--- BEGIN ---
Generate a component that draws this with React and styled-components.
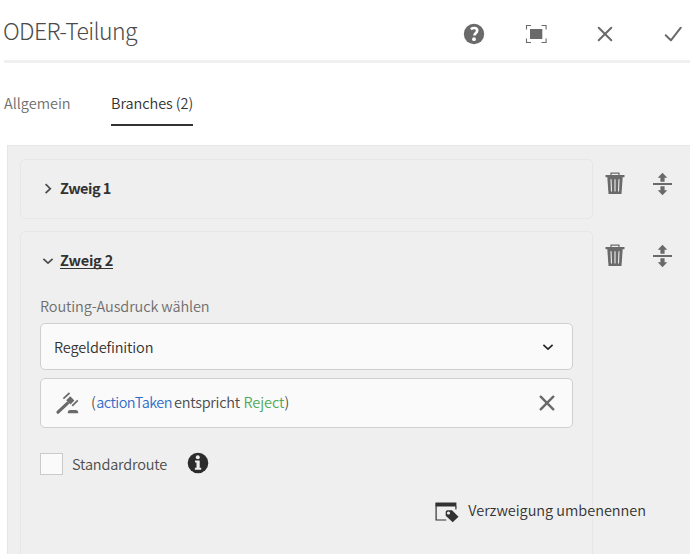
import React from "react";
import styled, { createGlobalStyle } from "styled-components";

const Global = createGlobalStyle`
  *, *::before, *::after { box-sizing: border-box; }
  html, body { margin: 0; background: #fff; overflow: hidden; }
  button { font: inherit; color: inherit; background: none; border: 0; padding: 0; }
  svg { display: block; flex: none; }
`;

const Page = styled.main`
  width: 690px;
  height: 554px;
  overflow: hidden;
  display: flex;
  flex-direction: column;
  font: 350 14.5px/20px "Noto Sans CJK SC", "Open Sans", sans-serif;
  color: #4b4b4b;
`;

/* A single line of text with its own tracking. */
const Label = styled.span`
  display: block;
  white-space: nowrap;
  letter-spacing: ${(p) => p.$track || 0}px;
`;

const Header = styled.header`
  flex: none;
  height: 63px;
  margin-left: 4px;
  border-bottom: 3px solid #f0f0f0;
  display: flex;
  align-items: center;
  justify-content: space-between;
`;

const Title = styled.h1`
  margin: 0 0 0 -1px;
  padding-bottom: 1px;
  font-size: 23px;
  line-height: 32px;
  font-weight: 300;
  color: #4b4b4b;
  white-space: nowrap;
  letter-spacing: -0.58px;
`;

const Actions = styled.div`
  display: flex;
  align-items: center;
  padding: 8px 5px 0 0;
  color: #6a6a6a;
`;

const ActionButton = styled.button`
  width: 24px;
  height: 24px;
  margin-left: ${(p) => p.$gap || 0}px;
`;

const Tabs = styled.nav`
  flex: none;
  display: flex;
  gap: 41px;
  height: 82px;
  padding: 30px 0 0 4px;
`;

const Tab = styled.button`
  width: ${(p) => p.$width}px;
  height: 33px;
  display: flex;
  align-items: flex-start;
  color: ${(p) => (p.$active ? "#323232" : "#6e6e6e")};
  border-bottom: 2px solid ${(p) => (p.$active ? "#323232" : "transparent")};
`;

const Panel = styled.section`
  flex: 1;
  margin-left: 7px;
  padding: 13px 0 0 12px;
  border: solid #e6e6e6;
  border-width: 1px 0 0 1px;
  background: #efefef;
  display: flex;
  flex-direction: column;
  gap: 12px;
`;

const BranchRow = styled.div`
  flex: ${(p) => (p.$open ? "1" : "none")};
  display: flex;
`;

const Card = styled.article`
  width: 573px;
  height: ${(p) => (p.$open ? "360px" : "60px")};
  border: 1px solid #e7e7e7;
  border-radius: 5px;
  padding: 0 19px;
`;

const BranchHeading = styled.button`
  height: ${(p) => (p.$open ? 64 : 58)}px;
  display: flex;
  align-items: center;
  gap: 5px;
  padding: ${(p) => (p.$open ? "0 0 6px 1px" : "0 0 0 1px")};
  font-weight: 700;
  color: #323232;
  ${Label} {
    margin-top: -3px;
    text-decoration: ${(p) => (p.$open ? "underline" : "none")};
    text-underline-offset: 2px;
    text-decoration-thickness: 1px;
    text-decoration-skip-ink: none;
  }
`;

const RowTools = styled.div`
  display: flex;
  align-items: flex-start;
  gap: 28px;
  padding: 13px 0 0 12px;
  color: #6a6a6a;
`;

const FieldCaption = styled.div`
  height: 27px;
  color: #6e6e6e;
`;

const Field = styled.div`
  height: ${(p) => p.$height}px;
  margin-bottom: ${(p) => p.$after}px;
  padding: 0 ${(p) => p.$right}px 0 ${(p) => p.$left}px;
  border: 1px solid #cfcfcf;
  border-radius: 5px;
  background: #fafafa;
  display: flex;
  align-items: center;
  justify-content: space-between;
  color: #323232;
`;

const Rule = styled.div`
  display: flex;
  align-items: center;
  gap: 12px;
  color: #6a6a6a;
`;

const Expression = styled.div`
  display: flex;
  margin-top: -3px;
  color: #4b4b4b;
`;

const Variable = styled(Label)`
  color: #326ec8;
  margin-right: 2px;
`;

const Value = styled(Label)`
  color: #4fa95a;
  margin-left: 3.5px;
`;

const DefaultRoute = styled.div`
  height: 22px;
  display: flex;
  align-items: center;
`;

const Checkbox = styled.span`
  width: 23px;
  height: 22px;
  margin-right: 9px;
  border: 1px solid #cacaca;
  background: #fafafa;
`;

const InfoButton = styled.button`
  margin: -2px 0 0 20px;
  color: #2c2c2c;
`;

const Rename = styled.button`
  margin: 26px -73px 0 auto;
  display: flex;
  align-items: center;
  gap: 9px;
  color: #323232;
  ${Label} {
    margin-top: -4px;
  }
`;

const CardFooter = styled.div`
  display: flex;
`;

const HelpIcon = () => (
  <svg width="24" height="24" viewBox="0 0 24 24">
    <circle cx="12" cy="12" r="10.2" fill="currentColor" />
    <path d="M8.9 7.2Q10.4 6 12.2 6q3 0 3 2.6 0 1.4-1.5 2.6-1.2 1-1.2 2.2" fill="none" stroke="#fff" strokeWidth="2.7" />
    <circle cx="12" cy="17.2" r="1.9" fill="#fff" />
  </svg>
);

const FullscreenIcon = () => (
  <svg width="24" height="24" viewBox="0 0 24 24">
    <path d="M6 7h12.3v10H6z" fill="currentColor" />
    <path d="M2.5 7.5v-4H7M17.5 3.5h4.6v4M22.1 16.5v4h-4.6M7 20.5H2.5v-4" fill="none" stroke="currentColor" strokeWidth="1.1" />
  </svg>
);

const CloseIcon = ({ weight = 2 }) => (
  <svg width="24" height="24" viewBox="0 0 24 24" fill="none" stroke="currentColor" strokeWidth={weight}>
    <path d="M5.7 5.7l12.6 12.6M18.3 5.7L5.7 18.3" strokeLinecap="round" />
  </svg>
);

const CheckIcon = () => (
  <svg width="24" height="24" viewBox="0 0 24 24" fill="none" stroke="currentColor" strokeWidth="2">
    <path d="M4.7 13.3l5.2 5L19.8 5.7" strokeLinecap="round" strokeLinejoin="round" />
  </svg>
);

const ChevronIcon = ({ open, dark }) => (
  <svg width="14" height="14" viewBox="0 0 14 14" fill="none" stroke={dark ? "#252525" : "#4b4b4b"} strokeWidth="1.7">
    <path d={open ? "M2.4 4.9L7 9.2l4.6-4.3" : "M4.6 2.2L9.3 6.7l-4.7 4.5"} />
  </svg>
);

const TrashIcon = () => (
  <svg width="20" height="23" viewBox="0 0 20 23">
    <path d="M6 3.4V1.1h8v2.3" fill="none" stroke="currentColor" strokeWidth="1.2" />
    <path d="M.5 3h19v2.2H.5z" fill="currentColor" />
    <path d="M2.3 5h15.4l-1.2 17h-13z" fill="currentColor" />
    <path d="M6 7.2l.5 12.2M10 7.2v12.2M14 7.2l-.5 12.2" stroke="#efefef" strokeWidth="1.1" />
  </svg>
);

const ReorderIcon = () => (
  <svg width="20" height="24" viewBox="0 0 20 24" fill="currentColor">
    <path d="M0 11h19v2H0z" />
    <path d="M9.5.8l4.8 5h-2.7v3.9H7.4V5.8H4.7zM9.5 23.2l4.8-5h-2.7v-3.9H7.4v3.9H4.7z" />
  </svg>
);

const GavelIcon = () => (
  <svg width="24" height="24" viewBox="0 0 24 24">
    <path d="M3 21.2l9.4-8.9" stroke="currentColor" strokeWidth="3.2" strokeLinecap="round" />
    <path d="M11.2 9.2l4-3.9 4.2 4.2-3.9 3.9z" fill="currentColor" />
    <path d="M8.4 7.6L14.5 2M17.2 14.8l5.6-5.4" stroke="currentColor" strokeWidth="1.7" />
    <path d="M12.8 22.2v-1.3q.3-2 2.2-2h5.8q2 0 2.4 2v1.3z" fill="currentColor" />
  </svg>
);

const InfoIcon = () => (
  <svg width="22" height="22" viewBox="0 0 22 22">
    <circle cx="11" cy="11" r="10.3" fill="currentColor" />
    <circle cx="10.8" cy="5.2" r="2" fill="#efefef" />
    <path d="M8 8.6h4.7v7.2h1.5v2H7.9v-2h1.6v-5.2H8z" fill="#efefef" />
  </svg>
);

const RenameIcon = () => (
  <svg width="24" height="22" viewBox="0 0 24 22">
    <path d="M1.1 2v17h10.2M20.9 5v3.6" fill="none" stroke="currentColor" strokeWidth="1.2" />
    <path d="M.6 1.5h20.8v4H.6z" fill="currentColor" />
    <path d="M10.7 10.5l1.3-1.3h5l6.5 6.5-5.8 5.6-7-6.6z" fill="currentColor" />
    <circle cx="13.5" cy="12" r="1.6" fill="#efefef" />
  </svg>
);

function Tools() {
  return (
    <RowTools>
      <button aria-label="Löschen"><TrashIcon /></button>
      <button aria-label="Verschieben"><ReorderIcon /></button>
    </RowTools>
  );
}

export default function App() {
  return (
    <>
      <Global />
      <Page>
        <Header>
          <Title>ODER-Teilung</Title>
          <Actions>
            <ActionButton aria-label="Hilfe"><HelpIcon /></ActionButton>
            <ActionButton aria-label="Vollbild" $gap={38}><FullscreenIcon /></ActionButton>
            <ActionButton aria-label="Schließen" $gap={45}><CloseIcon /></ActionButton>
            <ActionButton aria-label="Fertig" $gap={44}><CheckIcon /></ActionButton>
          </Actions>
        </Header>
        <Tabs>
          <Tab $width={66}><Label>Allgemein</Label></Tab>
          <Tab $width={82} $active><Label $track={-0.06}>Branches (2)</Label></Tab>
        </Tabs>
        <Panel>
          <BranchRow>
            <Card>
              <BranchHeading>
                <ChevronIcon />
                <Label $track={-0.5}>Zweig 1</Label>
              </BranchHeading>
            </Card>
            <Tools />
          </BranchRow>
          <BranchRow $open>
            <Card $open>
              <BranchHeading $open>
                <ChevronIcon open />
                <Label $track={-0.2}>Zweig 2</Label>
              </BranchHeading>
              <FieldCaption><Label $track={-0.11}>Routing-Ausdruck wählen</Label></FieldCaption>
              <Field $height={47} $after={8} $left={13} $right={17}>
                <Label $track={-0.14}>Regeldefinition</Label>
                <ChevronIcon open dark />
              </Field>
              <Field $height={50} $after={25} $left={14} $right={13}>
                <Rule>
                  <GavelIcon />
                  <Expression>
                    <Label $track={0.4}>(</Label>
                    <Variable $track={-0.52}>actionTaken</Variable>
                    <Label $track={-0.25}>entspricht</Label>
                    <Value $track={-0.05}>Reject</Value>
                    <Label>)</Label>
                  </Expression>
                </Rule>
                <Rule as="button" aria-label="Entfernen"><CloseIcon weight={2.4} /></Rule>
              </Field>
              <DefaultRoute>
                <Checkbox role="checkbox" aria-checked="false" />
                <Label $track={-0.16}>Standardroute</Label>
                <InfoButton aria-label="Info"><InfoIcon /></InfoButton>
              </DefaultRoute>
              <CardFooter>
                <Rename>
                  <RenameIcon />
                  <Label $track={-0.03}>Verzweigung umbenennen</Label>
                </Rename>
              </CardFooter>
            </Card>
            <Tools />
          </BranchRow>
        </Panel>
      </Page>
    </>
  );
}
--- END ---
--- AIM ---
Count the lines of the material that include the word "components", then report only the total.

--- SOLUTION ---
2